Complicating the matter further, the two consortia of insurance companies presented sharply contrasting bids. One group, comprised mainly of the big players in medical insurance business, quoted a premium of Sh12 billion per annum and the other, composed of small players, presented a bid of Sh4 billion for the same service.

The wide disparities between the two offers only served to compound the puzzle of how to determine the appropriate premium for the job. Insurance experts were left wondering whether the two groups were reading from the same tender documents.

Several questions arose. What if the scheme collapses under the weight of a mountain of claims? Insurance services are paid for under the cash-and-carry rule, meaning the government must release the billions to an insurance firm at one go.

If the money runs out after six months due to unexpected levels of claims, what protection do the government and its employees have? Where is the ombudsman to make sure that hospitals do not turn civil servants away because of the so-called exclusions?

What happens to a civil servant working in areas where there are no hospitals? How fair is a medical scheme that treats employees working in Lokichogio and Nairobi the same way?

As a class of business, medical insurance has been incurring huge losses mainly due to fraudulent claims and the high administrative expenses. According to statistics by market regulator, the Insurance Regulatory Authority, this class of business made an underwriting loss of Sh235.8 million in 2009 compared to an underwriting profit of Sh33 million in the previous year.

Fresh evidence has also emerged showing that the quandary the government finds itself in results from its failure to heed expert advice by the actuarial consultants, Hymans Robertson, it had hired in 2002 to study the case for such a scheme and make recommendations.

According to a cabinet memorandum, the basis of which the government approved the scheme, ministers Dalmas Otieno (Public Service) and Uhuru Kenyatta (Finance) – the two signatories of the cabinet memo – had presented the case as if what they had tabled was from the recommendations of the experts.

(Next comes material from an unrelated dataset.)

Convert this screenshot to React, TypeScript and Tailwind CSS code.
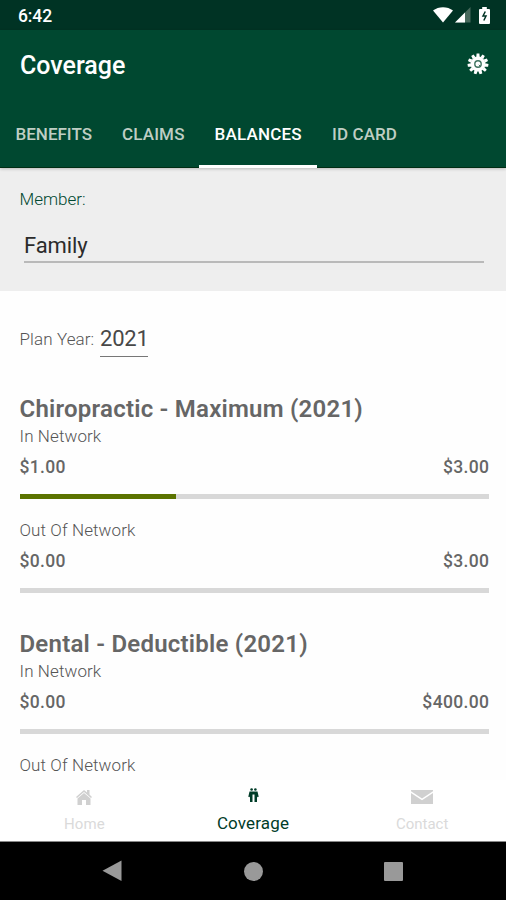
const TEETH = Array.from({ length: 11 }, (_, i) => (i * 360) / 11);

function StatusBar() {
  return (
    <div className="flex h-[30px] items-center bg-[#003324] pl-[18px] pr-[16px] text-white">
      <span className="pt-[2px] text-[17.5px] leading-[30px] font-medium tracking-[-0.1px]">6:42</span>
      <svg className="ml-auto" width="20" height="16" viewBox="0 0 20 16">
        <path d="M0 3.6C5.5-.9 14.500-.9 20 3.600L10 15.500Z" fill="#fff" />
      </svg>
      <svg className="ml-[2px]" width="16" height="16" viewBox="0 0 16 16">
        <path d="M15.500 0V15.500H0Z" fill="#47695c" />
        <path d="M10 5.500V15.500H0Z" fill="#fff" />
      </svg>
      <svg className="ml-[8px]" width="11" height="17" viewBox="0 0 11 17">
        <path d="M3.200 0h4.600v2H10q1 0 1 1v13q0 1-1 1H1q-1 0-1-1V3q0-1 1-1h2.200Z" fill="#fff" />
        <path d="M6.300 4.500 4 9h3L4.800 13.500" fill="none" stroke="#003324" strokeWidth="1.500" />
      </svg>
    </div>
  );
}

function Gear() {
  return (
    <svg className="-mt-[2px]" width="22" height="22" viewBox="-11 -11 22 22">
      <g fill="#fff">
        <circle r="7.400" />
        {TEETH.map((a) => (
          <path key={a} d="M-1.700-7-1.400-10.400H1.400L1.700-7Z" transform={`rotate(${a})`} />
        ))}
      </g>
      <circle r="3.200" fill="none" stroke="#3f7360" strokeWidth="1.400" />
      <path d="M.800.800 3 3" stroke="#3f7360" strokeWidth="1" />
    </svg>
  );
}

function Header() {
  return (
    <header className="relative h-[138px] bg-[#004830] shadow-[0_1px_3px_rgba(0,0,0,0.22)]">
      <div className="flex h-[70px] items-center justify-between pl-5 pr-[17px]">
        <h1 className="pt-[2px] text-[25px] leading-[30px] font-medium text-white">Coverage</h1>
        <Gear />
      </div>
      <nav className="flex h-[68px] border-b border-[#002d13] text-[17px] font-medium text-[#bfcec4]">
        <div className="w-[107px] pl-[15.500px] pt-[22px] leading-6">BENEFITS</div>
        <div className="w-[92px] pl-[15px] pt-[22px] leading-6 tracking-[0.15px]">CLAIMS</div>
        <div className="-mb-px w-[118px] border-b-[3px] border-white pl-[15.500px] pt-[22px] leading-6 tracking-[0.2px] text-white">BALANCES</div>
        <div className="pl-[15px] pt-[22px] leading-6 tracking-[0.1px]">ID CARD</div>
      </nav>
    </header>
  );
}

function Balance({ label, used, total, share = 0 }: { label: string; used: string; total: string; share?: number }) {
  return (
    <div className="h-[94px]">
      <div className="-ml-[0.5px] h-[22px] text-[17px] leading-[22px] font-light tracking-[0.1px] text-[#555]">{label}</div>
      <div className="-ml-[0.5px] mt-[9px] flex h-[22px] justify-between text-[17.5px] leading-[23px] font-medium tracking-[0.35px] text-[#666]">
        <span>{used}</span>
        <span className="-mr-[0.35px]">{total}</span>
      </div>
      <div className="mt-[16px] h-[5px] bg-[#d8d8d8]">
        <div className="h-full bg-[#5b7300]" style={{ width: `${share}%` }} />
      </div>
    </div>
  );
}

export default function App() {
  return (
    <div className="flex h-[900px] w-[506px] flex-col overflow-hidden bg-white font-[Roboto,sans-serif]">
      <StatusBar />
      <Header />
      <section className="h-[123px] bg-[#eee] px-5 pt-[20px]">
        <div className="-ml-[0.5px] text-[17px] leading-[22px] font-light text-[#004830]">Member:</div>
        <div className="ml-1 mr-[2px] mt-[19px] h-[34px] border-b-2 border-[#b9b9b9] text-[22px] leading-[34px] tracking-[-0.1px] text-[#2b2b2b]">Family</div>
      </section>
      <main className="h-[489px] overflow-hidden bg-[#fefefe] pl-5 pr-[17px] pt-[35px]">
        <div className="flex h-[31px]">
          <span className="-ml-[0.5px] w-[80.5px] whitespace-nowrap text-[17px] leading-[26px] font-light tracking-[0.1px] text-[#555]">Plan Year:</span>
          <span className="w-[48px] border-b border-[#777] text-[22px] leading-[26px] tracking-[-0.2px] text-[#484848]">2021</span>
        </div>
        <h2 className="-ml-[0.5px] mt-[37px] h-[31px] text-[24px] leading-[30px] font-semibold tracking-[0.230px] text-[#666]">Chiropractic - Maximum (2021)</h2>
        <Balance label="In Network" used="$1.00" total="$3.00" share={33.3} />
        <Balance label="Out Of Network" used="$0.00" total="$3.00" />
        <h2 className="-ml-[0.5px] mt-[16px] h-[31px] text-[24px] leading-[30px] font-semibold tracking-[0.230px] text-[#666]">Dental - Deductible (2021)</h2>
        <Balance label="In Network" used="$0.00" total="$400.00" />
        <div className="-ml-[0.5px] text-[17px] leading-[22px] font-light tracking-[0.1px] text-[#555]">Out Of Network</div>
      </main>
      <nav className="grid h-[62px] grid-cols-3 border-b border-[#888] bg-white text-center">
        <div className="flex flex-col items-center text-[#d0d0d0]">
          <svg className="mt-[9px]" width="16" height="16" viewBox="0 0 16 16" fill="currentColor">
            <path d="M0 8 8 1l3 2.500V1h2.500v4.500L16 8l-1 1-7-6-7 6Z" />
            <path d="M1.500 9.500 8 4l6.500 5.500V16H10v-5H6v5H1.500Z" />
          </svg>
          <span className="mt-[9px] text-[15px] leading-[20px] tracking-[0.1px] text-[#dadada]">Home</span>
        </div>
        <div className="flex flex-col items-center text-[#003c28]">
          <svg className="ml-px mt-[8px]" width="11" height="15" viewBox="0 0 11 15" fill="currentColor">
            <circle cx="3.600" cy="1.500" r="1.300" />
            <circle cx="7.400" cy="1.500" r="1.300" />
            <path d="M1.500 3.500h8L10.700 8.800l-1.400.4L9 8v6H6.500V6.500H4.500V14H2V8l-.300 1.200L.300 8.800Z" />
          </svg>
          <span className="mt-[9px] text-[17px] leading-[22px] tracking-[0.15px]">Coverage</span>
        </div>
        <div className="flex flex-col items-center text-[#d0d0d0]">
          <svg className="ml-px mt-[10px]" width="22" height="14" viewBox="0 0 22 14" fill="currentColor">
            <path d="M0 0H22V1.200L11 8.400 0 1.200Z" />
            <path d="M0 3 11 10.300 22 3V14H0Z" />
          </svg>
          <span className="ml-px mt-[10px] text-[15px] leading-[20px] text-[#dadada]">Contact</span>
        </div>
      </nav>
      <div className="flex h-[58px] items-center bg-black pl-[102px]">
        <svg width="20" height="22" viewBox="0 0 20 22"><path d="M19.500.500V21L.500 10.800Z" fill="#999" /></svg>
        <div className="ml-[122px] size-[19px] rounded-full bg-[#999]" />
        <div className="ml-[121px] size-[19px] rounded-[1px] bg-[#999]" />
      </div>
    </div>
  );
}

The Sunday Nation has learnt that the government ignored the recommendations of the actuarial consultants.

For instance, according to Hyman Roberson, a medical insurance scheme for all civil servants – providing both out-patient and in-patient services – would require funding to the tune of Sh12 billion in terms of yearly premiums.

The level of premiums estimated in the actuarial study date as far back as July 2002 – reflecting prices that were prevailing 10 years ago and which do not therefore reflect the reality of medical inflation.

Going by the report of the actuary, a copy of which has been seen by the Sunday Nation, the viability of the plan is in question.

The cabinet paper deviated from what the actuaries had said in many other ways.

Indeed, the experts did not recommended an insurance scheme providing for both in-patient and out-patient services. Instead, they recommended a medical aid scheme for civil servants covering both in-patient and out-patient services, where limits are set and that is run by a board of trustees.
The second preferred option by the actuary was a self-insurance scheme for civil servants seeking in-patient services but retaining the monthly allowances that are paid currently to cover out-patient services.

The actuaries recommended another option where only in-patient services are covered by an insurance company while the government continues to pay the existing monthly allowances to civil servants.